Data section ▸
• • • •

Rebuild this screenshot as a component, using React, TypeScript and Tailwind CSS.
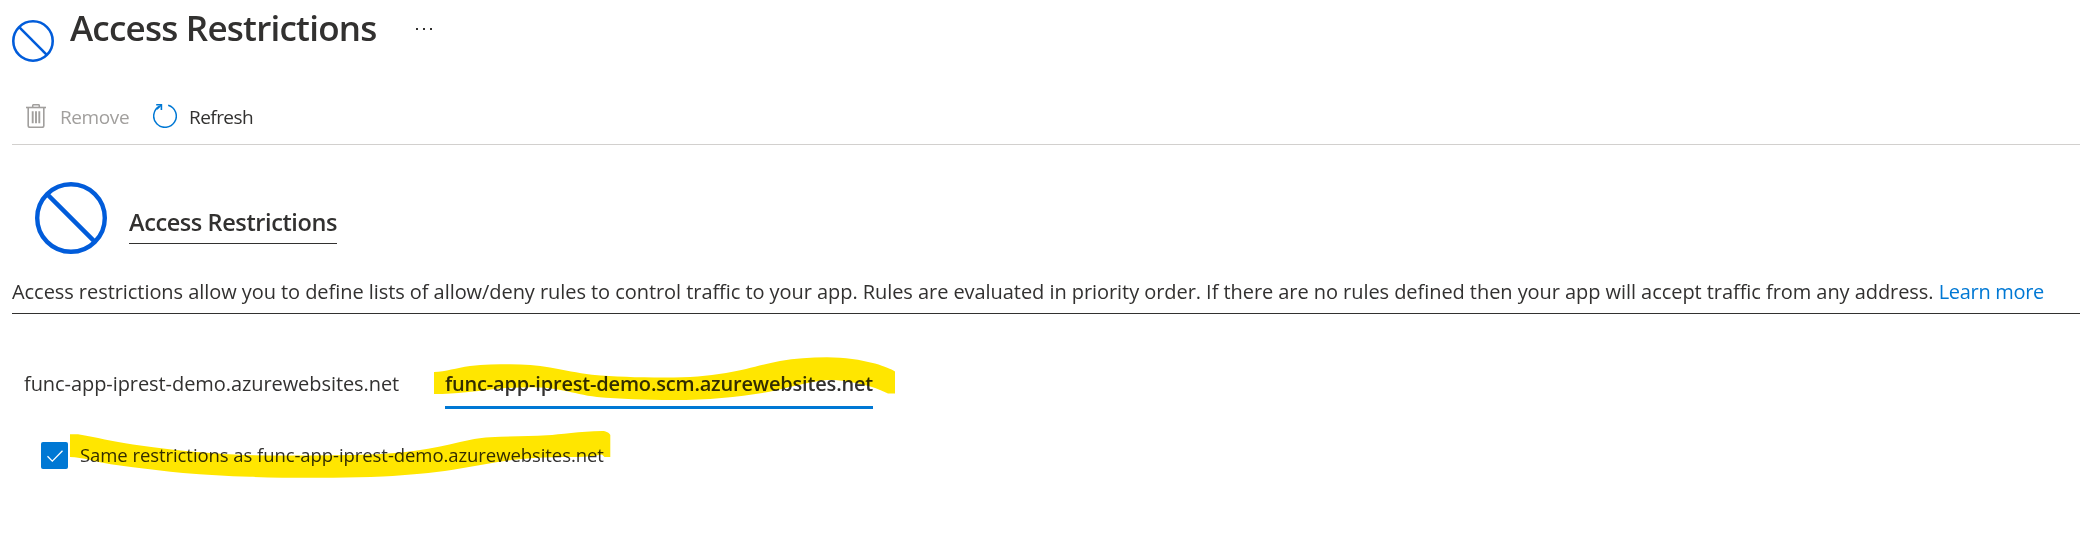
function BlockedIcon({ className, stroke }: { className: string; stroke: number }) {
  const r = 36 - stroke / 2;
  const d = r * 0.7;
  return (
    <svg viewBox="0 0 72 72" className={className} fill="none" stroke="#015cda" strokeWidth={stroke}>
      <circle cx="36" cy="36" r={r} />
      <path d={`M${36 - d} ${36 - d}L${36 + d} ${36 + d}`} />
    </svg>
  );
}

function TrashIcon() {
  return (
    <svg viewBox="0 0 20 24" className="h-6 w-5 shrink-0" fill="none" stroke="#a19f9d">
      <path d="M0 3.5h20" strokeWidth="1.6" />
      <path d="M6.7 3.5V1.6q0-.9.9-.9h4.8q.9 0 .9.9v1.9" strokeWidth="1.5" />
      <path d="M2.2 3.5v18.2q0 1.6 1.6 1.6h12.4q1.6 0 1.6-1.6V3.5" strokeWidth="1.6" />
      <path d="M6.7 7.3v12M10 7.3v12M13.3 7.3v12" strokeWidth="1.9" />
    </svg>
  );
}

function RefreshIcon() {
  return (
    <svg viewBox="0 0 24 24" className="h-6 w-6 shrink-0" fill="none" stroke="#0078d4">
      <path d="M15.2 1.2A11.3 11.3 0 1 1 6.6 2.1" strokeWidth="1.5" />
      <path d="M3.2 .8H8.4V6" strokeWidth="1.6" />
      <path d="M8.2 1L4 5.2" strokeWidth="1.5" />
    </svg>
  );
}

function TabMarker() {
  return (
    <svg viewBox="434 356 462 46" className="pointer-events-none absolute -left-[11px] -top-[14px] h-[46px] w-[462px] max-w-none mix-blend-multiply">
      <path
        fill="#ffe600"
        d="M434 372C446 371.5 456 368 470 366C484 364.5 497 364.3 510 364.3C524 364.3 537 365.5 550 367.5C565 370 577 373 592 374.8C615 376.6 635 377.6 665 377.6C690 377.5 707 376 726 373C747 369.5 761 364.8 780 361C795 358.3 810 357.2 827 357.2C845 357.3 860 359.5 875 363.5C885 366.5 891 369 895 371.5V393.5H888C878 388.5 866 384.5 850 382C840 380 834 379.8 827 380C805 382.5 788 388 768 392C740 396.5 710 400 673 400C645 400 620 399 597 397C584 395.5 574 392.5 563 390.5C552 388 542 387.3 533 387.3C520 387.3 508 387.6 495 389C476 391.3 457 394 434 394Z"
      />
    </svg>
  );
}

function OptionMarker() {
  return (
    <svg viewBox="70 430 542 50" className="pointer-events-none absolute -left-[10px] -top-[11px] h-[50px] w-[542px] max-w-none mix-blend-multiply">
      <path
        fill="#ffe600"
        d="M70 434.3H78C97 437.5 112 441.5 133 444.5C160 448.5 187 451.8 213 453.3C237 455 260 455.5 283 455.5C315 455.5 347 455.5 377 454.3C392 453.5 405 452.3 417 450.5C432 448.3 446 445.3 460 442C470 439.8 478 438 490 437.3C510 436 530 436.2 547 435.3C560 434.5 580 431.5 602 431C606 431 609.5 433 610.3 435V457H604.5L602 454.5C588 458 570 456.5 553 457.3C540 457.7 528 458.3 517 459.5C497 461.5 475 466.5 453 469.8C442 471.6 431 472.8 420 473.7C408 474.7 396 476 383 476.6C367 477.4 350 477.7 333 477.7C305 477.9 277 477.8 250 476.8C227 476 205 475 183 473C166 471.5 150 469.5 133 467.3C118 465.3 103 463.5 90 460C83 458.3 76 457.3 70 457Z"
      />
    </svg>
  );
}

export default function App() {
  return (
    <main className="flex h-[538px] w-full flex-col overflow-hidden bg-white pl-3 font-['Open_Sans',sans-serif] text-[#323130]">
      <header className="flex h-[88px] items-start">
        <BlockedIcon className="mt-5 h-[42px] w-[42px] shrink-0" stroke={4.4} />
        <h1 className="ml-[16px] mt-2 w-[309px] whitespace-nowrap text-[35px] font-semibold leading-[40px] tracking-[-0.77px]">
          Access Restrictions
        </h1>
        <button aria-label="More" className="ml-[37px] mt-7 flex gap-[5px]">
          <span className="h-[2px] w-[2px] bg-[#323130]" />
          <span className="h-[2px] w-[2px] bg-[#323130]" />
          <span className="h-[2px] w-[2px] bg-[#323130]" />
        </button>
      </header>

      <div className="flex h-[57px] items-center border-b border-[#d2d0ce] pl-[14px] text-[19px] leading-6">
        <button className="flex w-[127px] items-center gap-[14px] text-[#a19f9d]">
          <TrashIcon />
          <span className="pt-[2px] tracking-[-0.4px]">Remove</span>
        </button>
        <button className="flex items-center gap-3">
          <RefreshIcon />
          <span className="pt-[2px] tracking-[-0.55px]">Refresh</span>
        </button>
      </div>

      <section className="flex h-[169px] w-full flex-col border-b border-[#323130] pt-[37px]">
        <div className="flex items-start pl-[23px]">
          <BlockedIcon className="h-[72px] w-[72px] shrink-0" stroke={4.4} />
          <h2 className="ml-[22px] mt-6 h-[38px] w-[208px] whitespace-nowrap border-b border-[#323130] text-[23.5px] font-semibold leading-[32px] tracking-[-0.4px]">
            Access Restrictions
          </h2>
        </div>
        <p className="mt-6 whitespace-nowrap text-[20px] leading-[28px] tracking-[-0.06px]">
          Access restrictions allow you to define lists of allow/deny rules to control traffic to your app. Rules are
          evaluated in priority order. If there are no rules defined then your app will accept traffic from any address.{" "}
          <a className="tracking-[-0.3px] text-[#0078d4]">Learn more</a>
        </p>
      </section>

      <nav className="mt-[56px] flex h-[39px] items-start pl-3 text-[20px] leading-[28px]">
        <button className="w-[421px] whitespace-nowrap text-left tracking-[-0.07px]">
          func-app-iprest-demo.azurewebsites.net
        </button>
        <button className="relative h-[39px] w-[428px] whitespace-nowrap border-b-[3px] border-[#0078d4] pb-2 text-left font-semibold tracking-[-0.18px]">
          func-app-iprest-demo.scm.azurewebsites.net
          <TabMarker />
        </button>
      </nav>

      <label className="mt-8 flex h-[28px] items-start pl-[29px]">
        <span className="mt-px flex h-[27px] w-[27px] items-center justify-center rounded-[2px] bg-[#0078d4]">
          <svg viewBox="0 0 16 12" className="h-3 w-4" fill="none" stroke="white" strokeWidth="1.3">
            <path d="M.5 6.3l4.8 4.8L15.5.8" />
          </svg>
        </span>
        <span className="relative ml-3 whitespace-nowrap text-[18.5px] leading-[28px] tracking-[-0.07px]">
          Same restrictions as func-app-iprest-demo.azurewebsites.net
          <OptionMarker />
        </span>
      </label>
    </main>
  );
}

• • • •

What to do ▸ All the lines above are to be reproduced exactly, except the pictures.

Problem solution ▸
Rebuild this screenshot as a component, using React, TypeScript and Tailwind CSS.
function BlockedIcon({ className, stroke }: { className: string; stroke: number }) {
  const r = 36 - stroke / 2;
  const d = r * 0.7;
  return (
    <svg viewBox="0 0 72 72" className={className} fill="none" stroke="#015cda" strokeWidth={stroke}>
      <circle cx="36" cy="36" r={r} />
      <path d={`M${36 - d} ${36 - d}L${36 + d} ${36 + d}`} />
    </svg>
  );
}

function TrashIcon() {
  return (
    <svg viewBox="0 0 20 24" className="h-6 w-5 shrink-0" fill="none" stroke="#a19f9d">
      <path d="M0 3.5h20" strokeWidth="1.6" />
      <path d="M6.7 3.5V1.6q0-.9.9-.9h4.8q.9 0 .9.9v1.9" strokeWidth="1.5" />
      <path d="M2.2 3.5v18.2q0 1.6 1.6 1.6h12.4q1.6 0 1.6-1.6V3.5" strokeWidth="1.6" />
      <path d="M6.7 7.3v12M10 7.3v12M13.3 7.3v12" strokeWidth="1.9" />
    </svg>
  );
}

function RefreshIcon() {
  return (
    <svg viewBox="0 0 24 24" className="h-6 w-6 shrink-0" fill="none" stroke="#0078d4">
      <path d="M15.2 1.2A11.3 11.3 0 1 1 6.6 2.1" strokeWidth="1.5" />
      <path d="M3.2 .8H8.4V6" strokeWidth="1.6" />
      <path d="M8.2 1L4 5.2" strokeWidth="1.5" />
    </svg>
  );
}

function TabMarker() {
  return (
    <svg viewBox="434 356 462 46" className="pointer-events-none absolute -left-[11px] -top-[14px] h-[46px] w-[462px] max-w-none mix-blend-multiply">
      <path
        fill="#ffe600"
        d="M434 372C446 371.5 456 368 470 366C484 364.5 497 364.3 510 364.3C524 364.3 537 365.5 550 367.5C565 370 577 373 592 374.8C615 376.6 635 377.6 665 377.6C690 377.5 707 376 726 373C747 369.5 761 364.8 780 361C795 358.3 810 357.2 827 357.2C845 357.3 860 359.5 875 363.5C885 366.5 891 369 895 371.5V393.5H888C878 388.5 866 384.5 850 382C840 380 834 379.8 827 380C805 382.5 788 388 768 392C740 396.5 710 400 673 400C645 400 620 399 597 397C584 395.5 574 392.5 563 390.5C552 388 542 387.3 533 387.3C520 387.3 508 387.6 495 389C476 391.3 457 394 434 394Z"
      />
    </svg>
  );
}

function OptionMarker() {
  return (
    <svg viewBox="70 430 542 50" className="pointer-events-none absolute -left-[10px] -top-[11px] h-[50px] w-[542px] max-w-none mix-blend-multiply">
      <path
        fill="#ffe600"
        d="M70 434.3H78C97 437.5 112 441.5 133 444.5C160 448.5 187 451.8 213 453.3C237 455 260 455.5 283 455.5C315 455.5 347 455.5 377 454.3C392 453.5 405 452.3 417 450.5C432 448.3 446 445.3 460 442C470 439.8 478 438 490 437.3C510 436 530 436.2 547 435.3C560 434.5 580 431.5 602 431C606 431 609.5 433 610.3 435V457H604.5L602 454.5C588 458 570 456.5 553 457.3C540 457.7 528 458.3 517 459.5C497 461.5 475 466.5 453 469.8C442 471.6 431 472.8 420 473.7C408 474.7 396 476 383 476.6C367 477.4 350 477.7 333 477.7C305 477.9 277 477.8 250 476.8C227 476 205 475 183 473C166 471.5 150 469.5 133 467.3C118 465.3 103 463.5 90 460C83 458.3 76 457.3 70 457Z"
      />
    </svg>
  );
}

export default function App() {
  return (
    <main className="flex h-[538px] w-full flex-col overflow-hidden bg-white pl-3 font-['Open_Sans',sans-serif] text-[#323130]">
      <header className="flex h-[88px] items-start">
        <BlockedIcon className="mt-5 h-[42px] w-[42px] shrink-0" stroke={4.4} />
        <h1 className="ml-[16px] mt-2 w-[309px] whitespace-nowrap text-[35px] font-semibold leading-[40px] tracking-[-0.77px]">
          Access Restrictions
        </h1>
        <button aria-label="More" className="ml-[37px] mt-7 flex gap-[5px]">
          <span className="h-[2px] w-[2px] bg-[#323130]" />
          <span className="h-[2px] w-[2px] bg-[#323130]" />
          <span className="h-[2px] w-[2px] bg-[#323130]" />
        </button>
      </header>

      <div className="flex h-[57px] items-center border-b border-[#d2d0ce] pl-[14px] text-[19px] leading-6">
        <button className="flex w-[127px] items-center gap-[14px] text-[#a19f9d]">
          <TrashIcon />
          <span className="pt-[2px] tracking-[-0.4px]">Remove</span>
        </button>
        <button className="flex items-center gap-3">
          <RefreshIcon />
          <span className="pt-[2px] tracking-[-0.55px]">Refresh</span>
        </button>
      </div>

      <section className="flex h-[169px] w-full flex-col border-b border-[#323130] pt-[37px]">
        <div className="flex items-start pl-[23px]">
          <BlockedIcon className="h-[72px] w-[72px] shrink-0" stroke={4.4} />
          <h2 className="ml-[22px] mt-6 h-[38px] w-[208px] whitespace-nowrap border-b border-[#323130] text-[23.5px] font-semibold leading-[32px] tracking-[-0.4px]">
            Access Restrictions
          </h2>
        </div>
        <p className="mt-6 whitespace-nowrap text-[20px] leading-[28px] tracking-[-0.06px]">
          Access restrictions allow you to define lists of allow/deny rules to control traffic to your app. Rules are
          evaluated in priority order. If there are no rules defined then your app will accept traffic from any address.{" "}
          <a className="tracking-[-0.3px] text-[#0078d4]">Learn more</a>
        </p>
      </section>

      <nav className="mt-[56px] flex h-[39px] items-start pl-3 text-[20px] leading-[28px]">
        <button className="w-[421px] whitespace-nowrap text-left tracking-[-0.07px]">
          func-app-iprest-demo.azurewebsites.net
        </button>
        <button className="relative h-[39px] w-[428px] whitespace-nowrap border-b-[3px] border-[#0078d4] pb-2 text-left font-semibold tracking-[-0.18px]">
          func-app-iprest-demo.scm.azurewebsites.net
          <TabMarker />
        </button>
      </nav>

      <label className="mt-8 flex h-[28px] items-start pl-[29px]">
        <span className="mt-px flex h-[27px] w-[27px] items-center justify-center rounded-[2px] bg-[#0078d4]">
          <svg viewBox="0 0 16 12" className="h-3 w-4" fill="none" stroke="white" strokeWidth="1.3">
            <path d="M.5 6.3l4.8 4.8L15.5.8" />
          </svg>
        </span>
        <span className="relative ml-3 whitespace-nowrap text-[18.5px] leading-[28px] tracking-[-0.07px]">
          Same restrictions as func-app-iprest-demo.azurewebsites.net
          <OptionMarker />
        </span>
      </label>
    </main>
  );
}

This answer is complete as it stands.